Posted: Thu Feb 18, 2010 2:23 pm
by josh
pytrin wrote:How does this avoid pruning? wouldn't you like to still remove the original data from the normalized tables to prevent them from becoming too large?
Yes, it is pruning in the same way your brain prunes memories. You might remember a child-hood memory but you don't remember every detail about it.

The trade off to using my "rollups" is you won't be able to go back and pull up a raw log of hits (unless you keep such a log on your own). However it does take IP into account and stores both the SUM and the SUM of only unique by hostname (so you can show views/unique views, clicks/unique clicks, what not)

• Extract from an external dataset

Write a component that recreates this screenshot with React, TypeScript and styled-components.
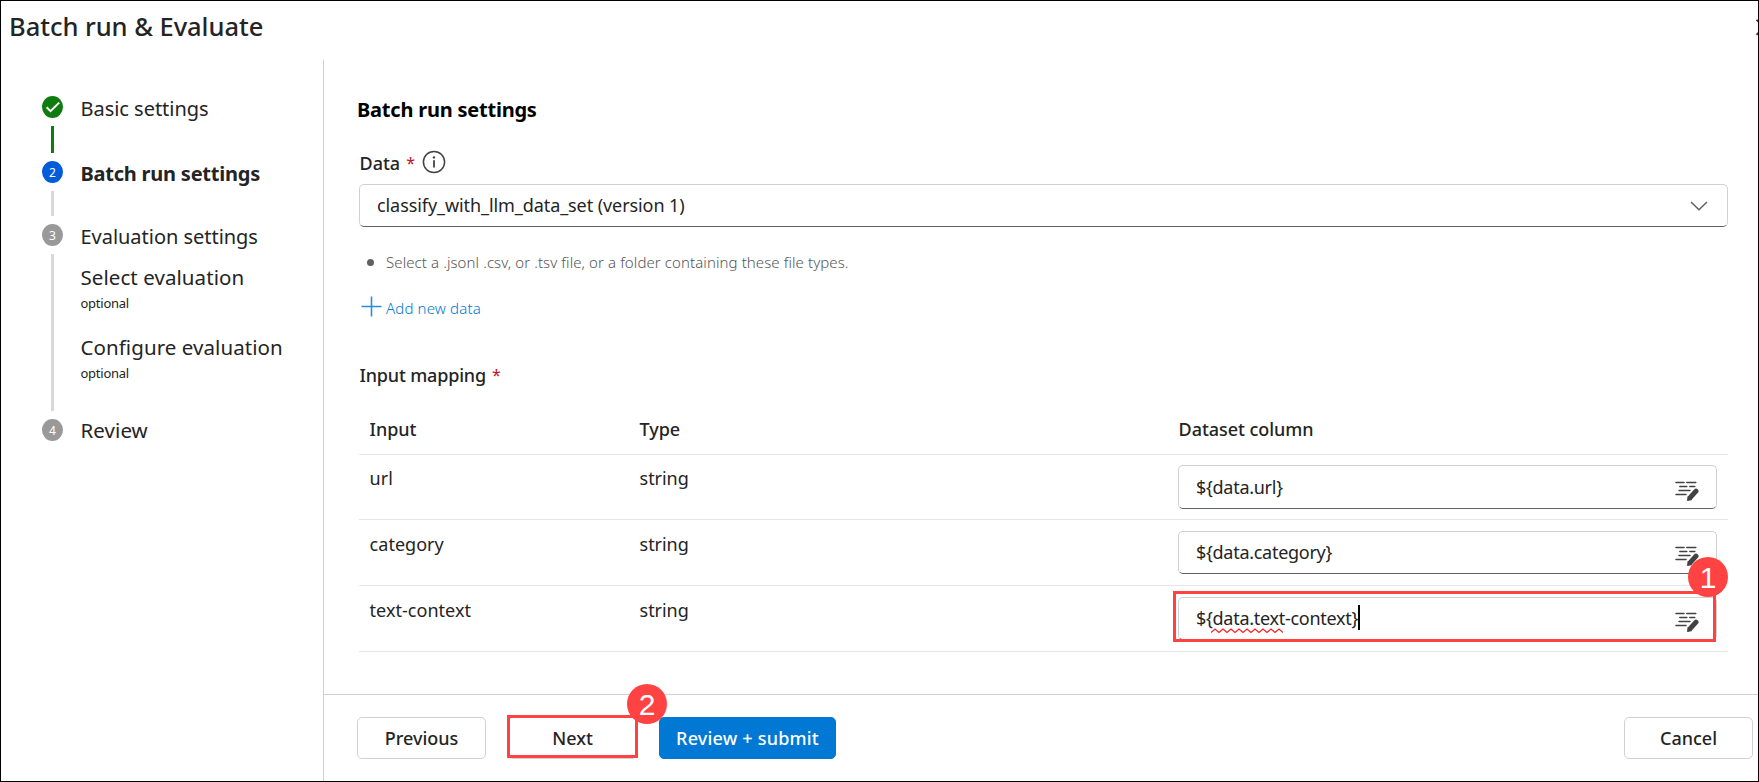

I will just say again though this is not intended in any way to replace Google Analytics of awstats... which are for the webmaster's consumption (in case you were wondering how I plan to track browser, screen rez, etc.. I don't, you could if you wanted but I've only tested with 3 attributes with a few thousand possible values each. Which is all I plan to support for version 1. Maybe version 2 would be a version that uses DDL instead of EAV)

Re: Statistics Framework

Posted: Thu Feb 18, 2010 2:32 pm
by Christopher
pytrin wrote:This technique is called partitioning (or sharding), and is now supported natively in recent versions of MySQL. You can declare the column to split the table by, the ranges for each partition, and MySQL will select the partition for you so you don't need to manually join.
I would call it "poor man's sharding" and not quite sharding or partitioning as I understand the term.

Re: Statistics Framework

Posted: Thu Feb 18, 2010 3:21 pm
by Eran
Partitioning is exactly what you described - splitting a table into multiple tables (partitions), usually by a range on some key, in order to scale a large amount of data. You might have used it in the most simple manner - two tables, but it is indeed partitioning. It is sometimes called sharding, though sharding is also used to describe a similar technique in which different tables are kept on different physical servers.